For The Conversation, Network chief of research Stefaan Verhulst proposes a new way of viewing data responsibility in the information age. He argues that while the value and utility of data (and open government data in particular) is increasingly recognized, much of the most useful information is held by the private sector in proprietary datasets. A new understanding of and framework for data responsibility, he argues, "can help organisations break down these private barriers and share their proprietary data for the public good. In the case of the private sector, in particular, it represents a type of corporate social responsibility for the 21st century."

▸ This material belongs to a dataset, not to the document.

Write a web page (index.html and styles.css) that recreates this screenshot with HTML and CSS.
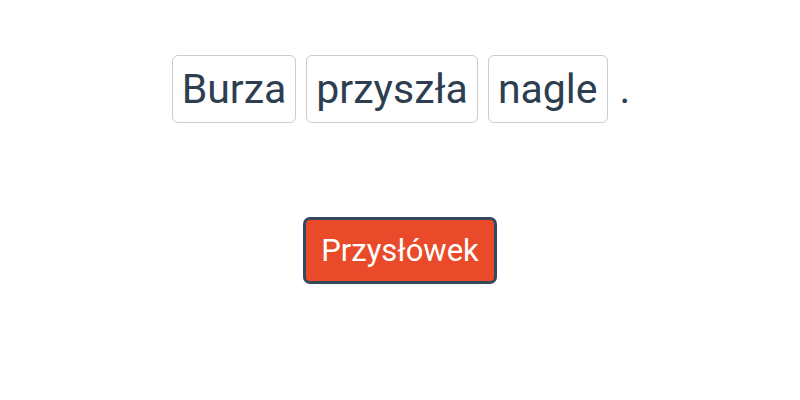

Verhulst, who discussed also discussed this new idea of data responsibility at last week's TEDxMidAtlantic event, offers three pillars of data responsibility: 

1. A duty to share

"This is perhaps the most evident duty: to share private data when it’s clear that it will serve the public good. Secondary use is not always popular among data holders (often for good reasons) but when done correctly, data sharing can have powerful social benefits."

2. A duty to protect

"Sharing does involve risks, notably to privacy, security and other individual rights. So it is imperative that organisations share responsibly, with every effort to protect both the data itself and the individuals who have surrendered their data (even if often unwittingly)."

3. A duty to act

"For released data to serve the public good, officials and others must also adopt policies and interventions based on insights gained from its release. Without action, the potential remains just that — potential."